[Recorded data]
◆ ◆ ◆ ◆

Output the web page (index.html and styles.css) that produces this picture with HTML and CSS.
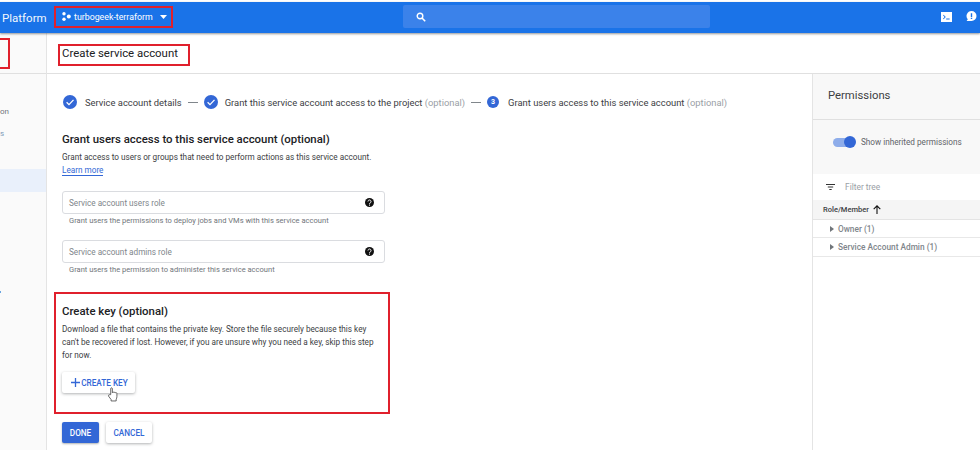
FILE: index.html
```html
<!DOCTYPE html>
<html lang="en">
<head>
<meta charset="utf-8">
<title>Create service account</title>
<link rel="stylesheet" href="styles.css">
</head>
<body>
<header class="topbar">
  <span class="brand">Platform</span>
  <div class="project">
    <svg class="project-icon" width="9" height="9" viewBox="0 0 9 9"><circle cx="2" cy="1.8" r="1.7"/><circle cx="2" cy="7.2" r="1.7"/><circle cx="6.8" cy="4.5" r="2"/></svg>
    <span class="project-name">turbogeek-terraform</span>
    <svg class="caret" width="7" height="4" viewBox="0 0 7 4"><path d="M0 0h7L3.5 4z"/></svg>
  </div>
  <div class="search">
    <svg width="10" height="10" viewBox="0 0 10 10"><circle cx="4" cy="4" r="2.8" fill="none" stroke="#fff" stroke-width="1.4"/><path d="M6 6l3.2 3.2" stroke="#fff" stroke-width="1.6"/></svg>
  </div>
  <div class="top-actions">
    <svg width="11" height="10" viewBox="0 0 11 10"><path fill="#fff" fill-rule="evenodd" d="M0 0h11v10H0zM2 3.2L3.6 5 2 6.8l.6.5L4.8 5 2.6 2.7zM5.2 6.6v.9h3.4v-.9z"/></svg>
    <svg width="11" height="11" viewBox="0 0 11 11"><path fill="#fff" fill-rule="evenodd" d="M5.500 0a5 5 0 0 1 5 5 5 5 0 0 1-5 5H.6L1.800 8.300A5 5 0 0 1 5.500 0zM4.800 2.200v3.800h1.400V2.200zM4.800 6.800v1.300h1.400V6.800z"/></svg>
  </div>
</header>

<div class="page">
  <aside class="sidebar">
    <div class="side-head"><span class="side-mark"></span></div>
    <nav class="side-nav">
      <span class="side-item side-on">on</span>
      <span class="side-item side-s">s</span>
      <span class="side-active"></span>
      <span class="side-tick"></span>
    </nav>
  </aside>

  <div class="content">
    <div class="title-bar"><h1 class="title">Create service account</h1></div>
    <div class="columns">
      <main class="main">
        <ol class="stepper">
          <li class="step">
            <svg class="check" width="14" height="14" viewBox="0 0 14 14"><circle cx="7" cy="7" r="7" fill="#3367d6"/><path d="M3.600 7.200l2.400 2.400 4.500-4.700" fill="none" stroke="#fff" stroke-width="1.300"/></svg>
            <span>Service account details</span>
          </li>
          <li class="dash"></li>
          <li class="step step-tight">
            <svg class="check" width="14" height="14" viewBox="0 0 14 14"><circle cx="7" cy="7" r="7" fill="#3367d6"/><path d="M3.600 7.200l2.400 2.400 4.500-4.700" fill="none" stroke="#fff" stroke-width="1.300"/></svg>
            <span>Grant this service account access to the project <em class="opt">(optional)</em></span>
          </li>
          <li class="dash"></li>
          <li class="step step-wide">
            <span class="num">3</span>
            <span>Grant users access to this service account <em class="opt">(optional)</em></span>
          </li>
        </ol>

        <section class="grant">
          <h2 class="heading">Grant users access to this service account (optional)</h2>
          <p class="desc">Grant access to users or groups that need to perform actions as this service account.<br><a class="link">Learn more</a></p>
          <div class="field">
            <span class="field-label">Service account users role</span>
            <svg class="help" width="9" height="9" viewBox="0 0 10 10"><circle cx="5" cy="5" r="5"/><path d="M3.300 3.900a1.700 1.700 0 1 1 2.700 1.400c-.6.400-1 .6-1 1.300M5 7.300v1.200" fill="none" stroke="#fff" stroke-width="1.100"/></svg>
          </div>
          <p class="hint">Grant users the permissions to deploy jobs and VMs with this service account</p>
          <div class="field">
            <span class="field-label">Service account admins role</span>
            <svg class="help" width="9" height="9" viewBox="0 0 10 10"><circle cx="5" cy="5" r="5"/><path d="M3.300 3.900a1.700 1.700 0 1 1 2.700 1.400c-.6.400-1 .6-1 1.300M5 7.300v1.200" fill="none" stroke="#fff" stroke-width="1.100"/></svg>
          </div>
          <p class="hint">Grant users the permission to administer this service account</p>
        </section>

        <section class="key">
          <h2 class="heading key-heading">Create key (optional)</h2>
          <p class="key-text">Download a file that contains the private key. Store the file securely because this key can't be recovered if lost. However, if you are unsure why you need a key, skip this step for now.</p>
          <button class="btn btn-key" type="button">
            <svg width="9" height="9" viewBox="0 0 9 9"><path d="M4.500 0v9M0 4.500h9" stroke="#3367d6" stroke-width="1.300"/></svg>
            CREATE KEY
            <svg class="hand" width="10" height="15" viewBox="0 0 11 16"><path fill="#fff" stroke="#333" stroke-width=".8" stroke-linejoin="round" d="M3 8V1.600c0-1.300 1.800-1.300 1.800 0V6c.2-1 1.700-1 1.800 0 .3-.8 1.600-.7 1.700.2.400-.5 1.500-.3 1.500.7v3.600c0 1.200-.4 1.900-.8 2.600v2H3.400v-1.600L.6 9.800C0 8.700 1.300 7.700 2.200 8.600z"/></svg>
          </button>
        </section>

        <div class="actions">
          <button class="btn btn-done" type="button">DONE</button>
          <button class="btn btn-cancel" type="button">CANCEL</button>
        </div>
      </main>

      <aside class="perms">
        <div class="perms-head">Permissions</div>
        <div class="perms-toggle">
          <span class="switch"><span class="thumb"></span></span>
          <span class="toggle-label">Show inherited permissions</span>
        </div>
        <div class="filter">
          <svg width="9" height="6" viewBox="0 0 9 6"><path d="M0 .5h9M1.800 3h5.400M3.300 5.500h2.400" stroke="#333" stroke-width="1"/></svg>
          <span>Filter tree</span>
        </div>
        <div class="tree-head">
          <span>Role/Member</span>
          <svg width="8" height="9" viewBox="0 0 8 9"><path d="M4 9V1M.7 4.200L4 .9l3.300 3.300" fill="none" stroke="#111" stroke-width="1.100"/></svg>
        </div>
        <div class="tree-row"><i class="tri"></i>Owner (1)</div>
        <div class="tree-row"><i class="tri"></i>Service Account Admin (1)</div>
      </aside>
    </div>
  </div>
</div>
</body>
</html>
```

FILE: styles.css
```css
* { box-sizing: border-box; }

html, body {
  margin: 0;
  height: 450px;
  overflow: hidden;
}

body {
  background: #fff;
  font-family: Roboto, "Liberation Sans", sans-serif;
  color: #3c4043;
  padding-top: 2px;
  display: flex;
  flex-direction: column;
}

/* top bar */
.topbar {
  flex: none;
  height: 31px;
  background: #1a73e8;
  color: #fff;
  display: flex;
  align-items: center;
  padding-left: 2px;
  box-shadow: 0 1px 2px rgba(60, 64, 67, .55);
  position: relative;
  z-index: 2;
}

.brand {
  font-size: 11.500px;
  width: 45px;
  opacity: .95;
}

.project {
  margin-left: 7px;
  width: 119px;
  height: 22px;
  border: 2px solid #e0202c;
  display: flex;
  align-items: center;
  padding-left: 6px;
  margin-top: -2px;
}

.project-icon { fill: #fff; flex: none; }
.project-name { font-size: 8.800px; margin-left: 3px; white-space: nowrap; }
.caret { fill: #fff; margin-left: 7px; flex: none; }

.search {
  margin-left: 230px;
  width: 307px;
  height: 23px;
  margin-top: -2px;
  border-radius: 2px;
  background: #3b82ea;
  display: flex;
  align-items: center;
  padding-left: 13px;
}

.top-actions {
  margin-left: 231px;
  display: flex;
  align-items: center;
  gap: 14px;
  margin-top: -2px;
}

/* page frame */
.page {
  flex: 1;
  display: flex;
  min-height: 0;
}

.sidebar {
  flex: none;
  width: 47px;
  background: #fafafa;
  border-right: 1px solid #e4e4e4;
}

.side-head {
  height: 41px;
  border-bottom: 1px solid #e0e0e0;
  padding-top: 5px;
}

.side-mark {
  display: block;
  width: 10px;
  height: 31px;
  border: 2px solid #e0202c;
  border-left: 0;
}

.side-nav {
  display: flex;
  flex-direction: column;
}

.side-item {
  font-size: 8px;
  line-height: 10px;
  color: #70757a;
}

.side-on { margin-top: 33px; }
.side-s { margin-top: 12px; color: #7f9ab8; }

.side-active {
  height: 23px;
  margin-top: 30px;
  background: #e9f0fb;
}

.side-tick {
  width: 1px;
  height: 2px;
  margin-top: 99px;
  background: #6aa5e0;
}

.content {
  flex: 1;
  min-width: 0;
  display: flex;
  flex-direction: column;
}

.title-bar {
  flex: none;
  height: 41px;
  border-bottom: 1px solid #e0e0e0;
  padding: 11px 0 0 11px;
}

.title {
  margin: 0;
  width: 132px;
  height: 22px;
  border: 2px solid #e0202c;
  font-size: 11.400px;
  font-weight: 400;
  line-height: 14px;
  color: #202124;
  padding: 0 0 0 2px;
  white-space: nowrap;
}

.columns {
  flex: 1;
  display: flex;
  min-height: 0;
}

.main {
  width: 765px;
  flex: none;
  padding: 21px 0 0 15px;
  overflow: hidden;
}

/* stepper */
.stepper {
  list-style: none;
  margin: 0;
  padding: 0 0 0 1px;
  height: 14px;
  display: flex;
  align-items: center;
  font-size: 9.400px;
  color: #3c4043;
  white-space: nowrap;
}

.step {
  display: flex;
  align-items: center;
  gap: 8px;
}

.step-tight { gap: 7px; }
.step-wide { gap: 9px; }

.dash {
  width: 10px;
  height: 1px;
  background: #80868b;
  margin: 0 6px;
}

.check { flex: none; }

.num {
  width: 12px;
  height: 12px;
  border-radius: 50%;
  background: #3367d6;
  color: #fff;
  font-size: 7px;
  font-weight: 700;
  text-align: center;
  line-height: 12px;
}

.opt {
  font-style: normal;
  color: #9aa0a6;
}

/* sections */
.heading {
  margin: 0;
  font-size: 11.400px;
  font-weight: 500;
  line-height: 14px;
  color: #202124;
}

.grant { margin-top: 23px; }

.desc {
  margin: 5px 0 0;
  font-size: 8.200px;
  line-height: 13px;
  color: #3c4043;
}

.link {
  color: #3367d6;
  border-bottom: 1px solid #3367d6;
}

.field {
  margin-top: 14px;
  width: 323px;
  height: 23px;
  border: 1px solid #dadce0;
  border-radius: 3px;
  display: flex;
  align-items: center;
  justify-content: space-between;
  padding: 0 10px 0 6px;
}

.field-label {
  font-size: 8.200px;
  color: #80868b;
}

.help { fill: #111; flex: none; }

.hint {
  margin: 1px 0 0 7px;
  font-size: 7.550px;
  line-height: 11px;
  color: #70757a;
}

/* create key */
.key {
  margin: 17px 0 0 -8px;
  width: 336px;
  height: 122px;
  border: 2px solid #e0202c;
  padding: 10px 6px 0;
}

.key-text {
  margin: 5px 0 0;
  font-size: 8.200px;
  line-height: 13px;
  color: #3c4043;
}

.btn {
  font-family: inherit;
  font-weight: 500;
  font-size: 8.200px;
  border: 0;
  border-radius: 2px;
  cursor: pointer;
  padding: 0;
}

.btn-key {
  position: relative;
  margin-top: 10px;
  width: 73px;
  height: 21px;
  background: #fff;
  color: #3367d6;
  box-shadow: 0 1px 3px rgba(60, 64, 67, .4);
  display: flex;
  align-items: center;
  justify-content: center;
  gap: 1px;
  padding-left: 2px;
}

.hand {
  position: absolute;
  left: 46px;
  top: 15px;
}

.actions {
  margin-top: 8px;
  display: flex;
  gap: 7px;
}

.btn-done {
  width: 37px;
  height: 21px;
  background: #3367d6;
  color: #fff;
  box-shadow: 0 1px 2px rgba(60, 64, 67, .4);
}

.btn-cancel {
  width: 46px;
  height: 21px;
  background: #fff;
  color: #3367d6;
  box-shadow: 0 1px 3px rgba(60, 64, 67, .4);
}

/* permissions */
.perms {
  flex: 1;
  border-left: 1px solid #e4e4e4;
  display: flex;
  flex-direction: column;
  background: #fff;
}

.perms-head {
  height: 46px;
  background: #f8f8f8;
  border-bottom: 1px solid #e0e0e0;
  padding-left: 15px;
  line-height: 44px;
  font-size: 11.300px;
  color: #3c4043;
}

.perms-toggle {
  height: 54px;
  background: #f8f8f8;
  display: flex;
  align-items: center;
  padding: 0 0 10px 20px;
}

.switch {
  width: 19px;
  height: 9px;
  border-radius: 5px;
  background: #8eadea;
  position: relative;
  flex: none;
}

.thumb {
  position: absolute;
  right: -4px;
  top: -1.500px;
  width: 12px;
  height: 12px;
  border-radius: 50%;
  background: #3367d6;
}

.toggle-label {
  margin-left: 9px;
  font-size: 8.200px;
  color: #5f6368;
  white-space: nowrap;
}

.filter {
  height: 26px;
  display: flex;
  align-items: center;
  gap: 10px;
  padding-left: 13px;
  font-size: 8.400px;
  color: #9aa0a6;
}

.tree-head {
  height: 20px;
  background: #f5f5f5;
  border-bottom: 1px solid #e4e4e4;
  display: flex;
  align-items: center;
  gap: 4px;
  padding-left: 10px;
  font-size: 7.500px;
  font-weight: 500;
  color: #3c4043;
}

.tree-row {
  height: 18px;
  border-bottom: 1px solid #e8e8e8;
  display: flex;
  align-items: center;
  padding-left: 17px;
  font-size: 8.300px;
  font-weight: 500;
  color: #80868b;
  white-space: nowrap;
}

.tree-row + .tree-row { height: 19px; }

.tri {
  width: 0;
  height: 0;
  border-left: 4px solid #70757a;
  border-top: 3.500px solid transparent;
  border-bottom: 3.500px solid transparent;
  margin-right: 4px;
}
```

◆ ◆ ◆ ◆

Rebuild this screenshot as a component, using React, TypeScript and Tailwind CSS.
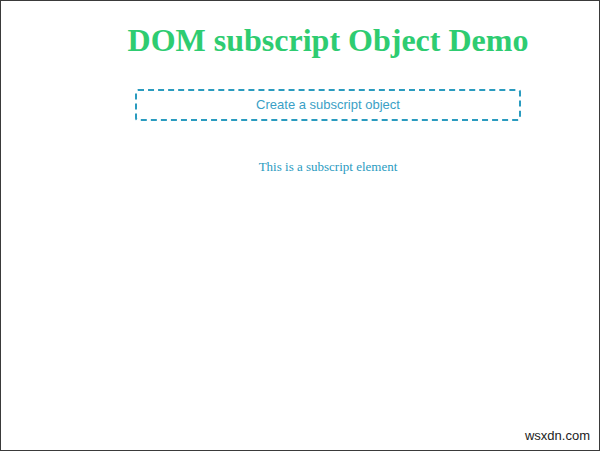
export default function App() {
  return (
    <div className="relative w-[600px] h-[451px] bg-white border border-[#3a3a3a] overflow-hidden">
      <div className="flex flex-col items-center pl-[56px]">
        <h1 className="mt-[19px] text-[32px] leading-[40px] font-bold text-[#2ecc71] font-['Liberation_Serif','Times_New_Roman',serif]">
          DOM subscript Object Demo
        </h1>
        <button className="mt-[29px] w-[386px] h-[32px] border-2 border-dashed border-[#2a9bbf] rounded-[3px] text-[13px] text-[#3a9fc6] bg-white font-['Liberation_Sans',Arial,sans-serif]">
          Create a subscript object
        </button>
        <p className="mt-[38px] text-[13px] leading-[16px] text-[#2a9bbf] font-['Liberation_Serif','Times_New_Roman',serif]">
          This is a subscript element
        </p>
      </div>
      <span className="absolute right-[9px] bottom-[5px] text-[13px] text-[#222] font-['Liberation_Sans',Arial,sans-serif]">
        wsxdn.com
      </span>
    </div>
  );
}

◆ ◆ ◆ ◆

WRITTEN INSTRUCTION
Look for "index" and pull out every line that has it.

RESPONSE
Output the web page (index.html and styles.css) that produces this picture with HTML and CSS.
FILE: index.html
  z-index: 2;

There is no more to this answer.